January 19-21, 2024

Indigenous people rely upon an oral tradition to carry the stories of culture and lineage forward. There is an urgency in storytelling. It is the means by which tribes and nations communicate their feats, legends, values and beliefs. Stories have power…and magic. Kin-making magic. World remaking magic. Sometimes it’s heavy. And deep. That’s when we allegory. This course is meant to deepen your understanding of allegory as more than literary device. Allegory is the witchcraft work of words meant to invite us into discourse about meaning and how to extrapolate it. We’ll follow Angela Davis’s advice and write autobiographically using the license that allegory allows, to express the world through our many selves to find hidden messages and develop language for those things to be developed and decoded. We’ll retool the toolbox to “reworld” the world. The environment is ours to generate from. We are masters of our fate so we use what we have to convey meaning…the body, inanimate objects, animals/nature, color, fairy tales (reimagined of course), sacred texts, and visual art, all…as the raw material of possible to write masterfully…and allegorically.
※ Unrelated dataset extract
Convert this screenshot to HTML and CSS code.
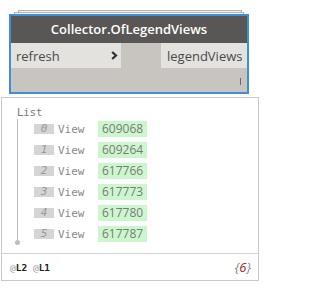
FILE: index.html
```html
<!DOCTYPE html>
<html lang="en">
<head>
  <meta charset="UTF-8">
  <title>Collector.OfLegendViews</title>
  <link rel="stylesheet" href="styles.css">
</head>
<body>
  <div class="nodeWrap">
    <div class="back back1"></div>
    <div class="back back2"></div>
    <div class="node">
      <div class="title">Collector.OfLegendViews</div>
      <div class="ports">
        <div class="inPort">
          <span>refresh</span>
          <svg class="chevron" width="7" height="9" viewBox="0 0 7 9">
            <path d="M1.2 1 L5 4.5 L1.2 8" fill="none" stroke="#2e2e2e" stroke-width="2.2"/>
          </svg>
        </div>
        <div class="outPort">legendViews</div>
      </div>
      <div class="nodeBottom">
        <div class="grip"></div>
      </div>
    </div>
  </div>

  <div class="watch">
    <div class="watchBody">
      <div class="listLabel">List</div>
      <div class="tree">
        <div class="row"><span class="idx">0</span><span class="kind">View</span><span class="val">609068</span></div>
        <div class="row"><span class="idx">1</span><span class="kind">View</span><span class="val">609264</span></div>
        <div class="row"><span class="idx">2</span><span class="kind">View</span><span class="val">617766</span></div>
        <div class="row"><span class="idx">3</span><span class="kind">View</span><span class="val">617773</span></div>
        <div class="row"><span class="idx">4</span><span class="kind">View</span><span class="val">617780</span></div>
        <div class="row"><span class="idx">5</span><span class="kind">View</span><span class="val">617787</span></div>
      </div>
      <div class="treeEnd"></div>
    </div>
    <div class="watchFooter">
      <div class="levels"><span class="at">@</span>L2 <span class="at">@</span>L1</div>
      <div class="count"><span class="brace">{</span>6<span class="brace">}</span></div>
    </div>
  </div>
</body>
</html>
```

FILE: styles.css
```css
body {
  margin: 0;
  background-color: #ffffff;
  font-family: "Open Sans", "DejaVu Sans", sans-serif;
}

/* 节点 */
.nodeWrap {
  width: 240px;
  margin: 10px 0 0 9px;
}
.back {
  height: 1px;
  border: 1px solid #b4b4b4;
  border-bottom: none;
  background: #f2f2f2;
}
.back1 {
  margin: 0 7px 0 9px;
}
.back2 {
  margin: 0 5px 0 5px;
}
.node {
  border: 2px solid #3d8fd9;
  background: #c8c4bf;
}
.title {
  height: 27px;
  line-height: 27px;
  background: #595755;
  color: #ffffff;
  font-size: 13px;
  font-weight: 600;
  text-align: center;
}
.ports {
  display: flex;
  justify-content: space-between;
  height: 25px;
}
.inPort, .outPort {
  display: flex;
  align-items: center;
  background: #e4e2df;
  color: #4a4a4a;
  font-size: 13px;
}
.inPort {
  width: 110px;
  box-sizing: border-box;
  justify-content: space-between;
  padding: 0 3px 0 5px;
}
.outPort {
  width: 86px;
  box-sizing: border-box;
  padding-left: 6px;
}
.nodeBottom {
  height: 24px;
  display: flex;
  justify-content: flex-end;
  align-items: center;
  padding-right: 6px;
}
.grip {
  width: 1px;
  height: 7px;
  background: #6a6a6a;
  margin-top: 3px;
}

/* 预览 */
.watch {
  width: 258px;
  box-sizing: border-box;
  margin: 3px 0 0 1px;
  border: 1px solid #c9c9c9;
}
.watchBody {
  padding: 7px 0 8px 15px;
  font-family: "DejaVu Sans Mono", monospace;
}
.listLabel {
  font-size: 10.5px;
  line-height: 14px;
  color: #7a7a7a;
  height: 14px;
}
.tree {
  border-left: 1px solid #bdbdbd;
  padding: 2px 0 0 16px;
  display: flex;
  flex-direction: column;
  gap: 5px;
}
.row {
  display: flex;
  align-items: center;
  height: 16px;
}
.idx {
  width: 20px;
  height: 10px;
  line-height: 10px;
  background: #d5d5d5;
  color: #999999;
  font-size: 11px;
  font-style: italic;
  text-align: center;
  margin-top: -1px;
}
.kind {
  margin-left: 4px;
  width: 40px;
  color: #8a8a8a;
  font-size: 11px;
}
.val {
  width: 49px;
  height: 16px;
  line-height: 16px;
  box-sizing: border-box;
  padding-left: 4px;
  background: #ccf7cc;
  color: #7a7a7a;
  font-family: "Open Sans", sans-serif;
  font-size: 12px;
}
.treeEnd {
  width: 5px;
  height: 5px;
  border-radius: 50%;
  background: #bdbdbd;
  margin: -2px 0 0 -2px;
}
.watchFooter {
  display: flex;
  justify-content: space-between;
  align-items: center;
  height: 26px;
  border-top: 1px solid #d4d4d4;
  padding: 0 7px 0 8px;
}
.levels {
  font-family: "DejaVu Sans Mono", monospace;
  font-size: 9.5px;
  font-weight: bold;
  color: #222222;
}
.at {
  color: #9a9a9a;
  font-weight: normal;
}
.count {
  font-family: "Open Sans", sans-serif;
  font-style: italic;
  font-size: 13px;
  color: #9b1b1b;
}
.brace {
  color: #8a8a8a;
}
```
See you inside…

About the Instructor
Dominique Christina, a Denver native, is an an award-winning poet, author, curator, conceptual installation artist, and newly appointed Arts Envoy to Cyprus through the U.S. Department of State. She holds five national poetry slam titles in four years, including the 2014 & 2012 Women of the World Slam Champion and 2011 National Poetry Slam Champion. Her work is greatly influenced by her family’s legacy in the Civil Rights Movement. Her aunt Carlotta was one of nine students to desegregate Central High School in Little Rock Arkansas and is a Congressional Medal of Honor recipient. Dominique is the author of four books. Her third book, “This Is Woman’s Work”, published by SoundsTrue Publishing, is the radical exploration of 20 archetypal incarnations of woman-ness and the creative process. Her fourth book “Anarcha Speaks” won the National Poetry Series award in 2017 and is being adapted for the theater.